Ziel Feldman:
It was worth every penny

The developer defends his monster $870 million West Side land buy

Jun.June 01, 2015 11:56 AM
Ziel Feldman HFZ

Ziel Feldman

UPDATED, 5:54 p.m., June 10: The first thing you see when you walk into the swanky lobby of HFZ Capital Group’s Midtown office is a sad-looking rhinoceros suspended from a crane. Standing shoulder high on a coffee table in the middle of a swanky lobby, the crane is a sculpture by Italian artist Stefano Bombardieri. According to HFZ’s President Ziel Feldman, the art is a metaphor for harnessing power. And considering recent events, it seems it also has another message: This is a company that’s going after the big game.

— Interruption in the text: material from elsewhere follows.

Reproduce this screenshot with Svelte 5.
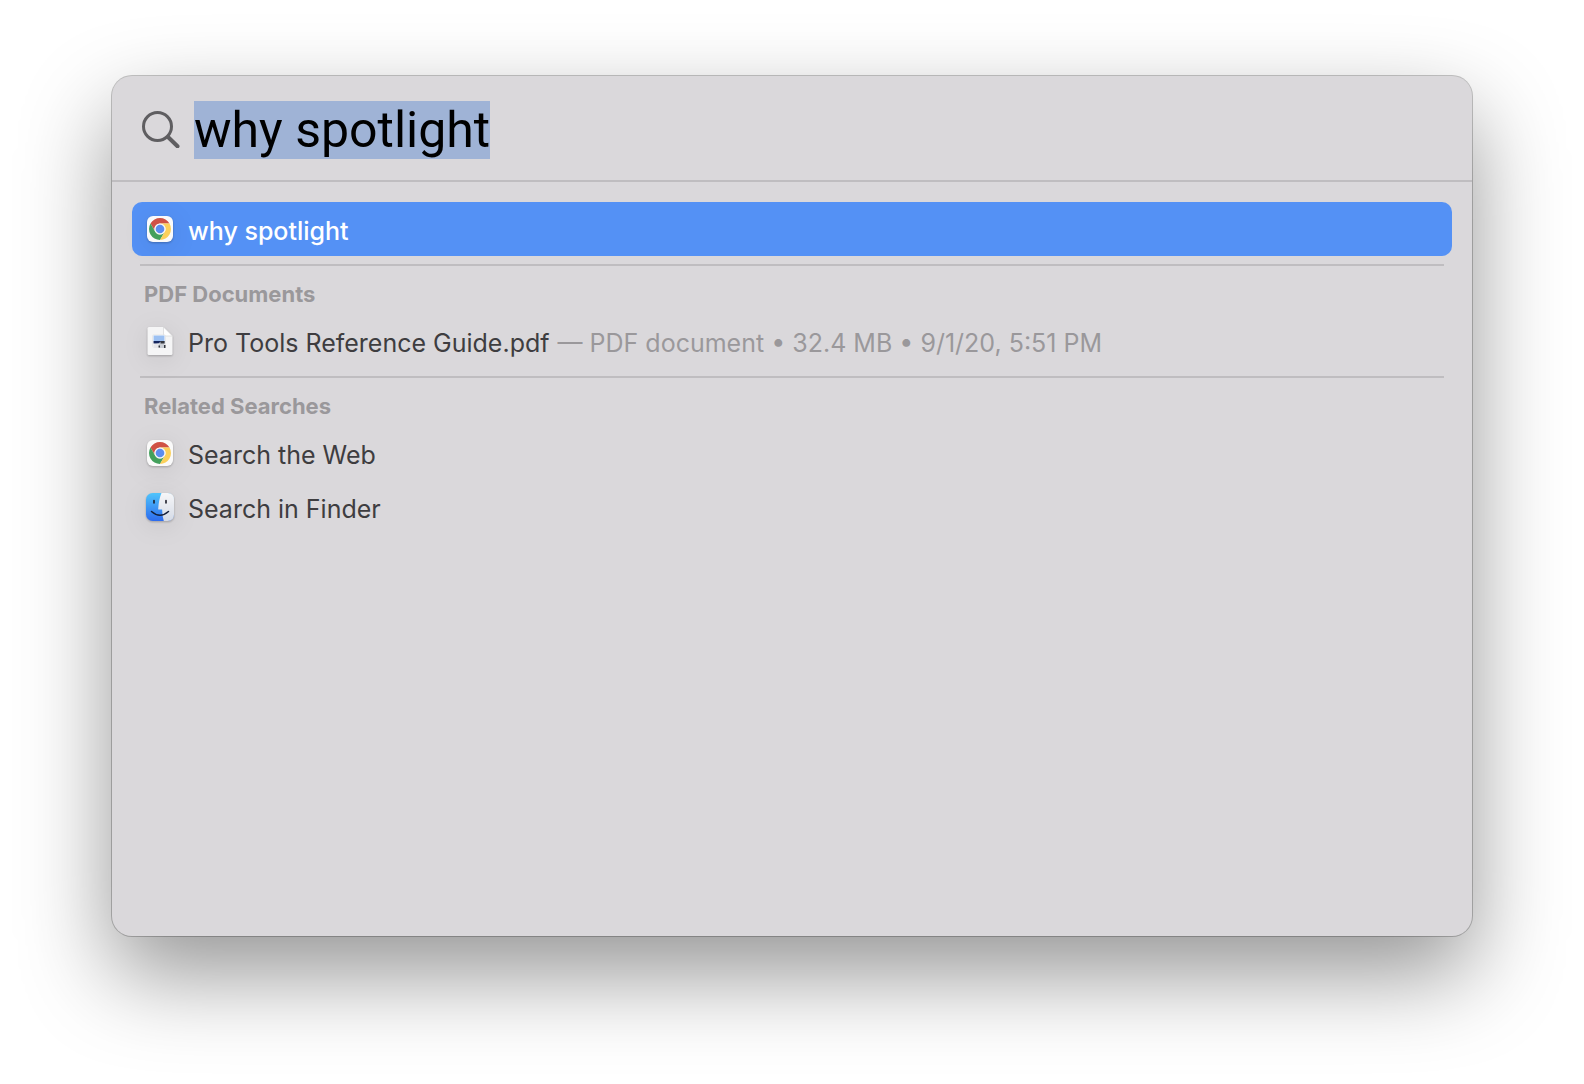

Feldman’s other metaphorical rhino is 518 West 18th Street. Early last month, HFZ paid a staggering $870 million for the 36,000-square-foot development site straddling the High Line in one of the most expensive land deals ever recorded in the city.

Without laying a single brick, HFZ has already spent around $1,100 per hypothetical square foot on its planned condo project. In order to make a profit, it will have to sell out two very large buildings at very high per-square-foot prices.

And the amount that Feldman shelled out for the site seemed to confirm growing fears that land prices have gotten out of hand.

Even developers who are generally bullish on the High Line appeared slightly taken aback by the price HFZ paid.

“Can you think of any other site that sold for $1,000 a foot? I can’t either,” said Cary Tamarkin, an architect and developer who is building two condo projects near the High Line.

“I am very cautious. People call me every day [with offers of land]. They say it’s a little expensive at $1,000 per foot and they say that’s the rate these days,” he added. “And I say, name me some people that have paid that much.”

Cary Tamarkin High Line

Cary Tamarkin

Still, Tamarkin said 518 West 18th Street could be worth its steep price. “I can tell you the site is one of the few sites that could conceivably do very well even with that kind of money.”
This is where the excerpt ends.